---- Source excerpt

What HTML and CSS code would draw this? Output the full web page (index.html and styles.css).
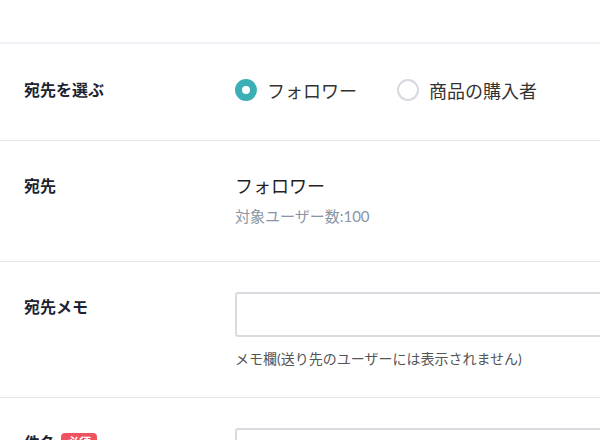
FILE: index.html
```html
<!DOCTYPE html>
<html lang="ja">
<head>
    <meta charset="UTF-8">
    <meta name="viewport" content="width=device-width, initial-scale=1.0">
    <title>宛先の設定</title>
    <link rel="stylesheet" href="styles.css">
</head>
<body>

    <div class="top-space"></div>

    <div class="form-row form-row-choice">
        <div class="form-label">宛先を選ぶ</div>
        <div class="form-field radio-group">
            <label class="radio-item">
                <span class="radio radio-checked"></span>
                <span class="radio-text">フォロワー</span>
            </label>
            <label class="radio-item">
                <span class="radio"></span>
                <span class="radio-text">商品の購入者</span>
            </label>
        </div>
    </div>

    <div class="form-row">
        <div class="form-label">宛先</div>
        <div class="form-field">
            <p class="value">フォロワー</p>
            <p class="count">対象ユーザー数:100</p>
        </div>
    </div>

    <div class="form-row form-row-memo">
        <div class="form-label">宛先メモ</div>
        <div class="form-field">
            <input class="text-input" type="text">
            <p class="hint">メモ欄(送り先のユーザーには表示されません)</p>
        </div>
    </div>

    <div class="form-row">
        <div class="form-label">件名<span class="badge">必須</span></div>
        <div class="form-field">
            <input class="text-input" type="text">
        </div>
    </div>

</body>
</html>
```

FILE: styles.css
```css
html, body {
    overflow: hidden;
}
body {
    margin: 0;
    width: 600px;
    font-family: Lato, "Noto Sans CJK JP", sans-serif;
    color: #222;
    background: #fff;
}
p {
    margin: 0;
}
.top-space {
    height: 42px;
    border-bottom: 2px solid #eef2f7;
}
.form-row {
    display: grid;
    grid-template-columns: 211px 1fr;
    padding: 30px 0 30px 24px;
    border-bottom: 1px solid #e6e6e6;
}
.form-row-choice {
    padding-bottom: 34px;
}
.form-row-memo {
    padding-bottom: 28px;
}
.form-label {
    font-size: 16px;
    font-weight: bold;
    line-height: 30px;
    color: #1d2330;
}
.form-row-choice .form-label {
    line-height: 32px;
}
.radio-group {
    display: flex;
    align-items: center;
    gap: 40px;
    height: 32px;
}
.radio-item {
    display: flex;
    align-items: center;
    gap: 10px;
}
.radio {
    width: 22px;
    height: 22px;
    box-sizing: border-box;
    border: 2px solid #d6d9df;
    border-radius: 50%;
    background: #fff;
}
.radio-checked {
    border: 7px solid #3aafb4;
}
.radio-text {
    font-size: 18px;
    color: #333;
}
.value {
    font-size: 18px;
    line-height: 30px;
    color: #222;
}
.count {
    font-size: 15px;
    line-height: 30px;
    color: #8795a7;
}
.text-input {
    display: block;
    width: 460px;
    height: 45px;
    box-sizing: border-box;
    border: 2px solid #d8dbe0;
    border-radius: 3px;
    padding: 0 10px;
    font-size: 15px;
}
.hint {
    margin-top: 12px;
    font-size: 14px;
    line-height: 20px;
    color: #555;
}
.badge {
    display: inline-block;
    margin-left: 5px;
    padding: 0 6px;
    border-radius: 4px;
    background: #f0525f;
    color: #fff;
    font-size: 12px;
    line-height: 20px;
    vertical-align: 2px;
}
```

--------

Search the data for the word "index" and copy each line where it appears.

→ **Exercise response**:
What HTML and CSS code would draw this? Output the full web page (index.html and styles.css).
FILE: index.html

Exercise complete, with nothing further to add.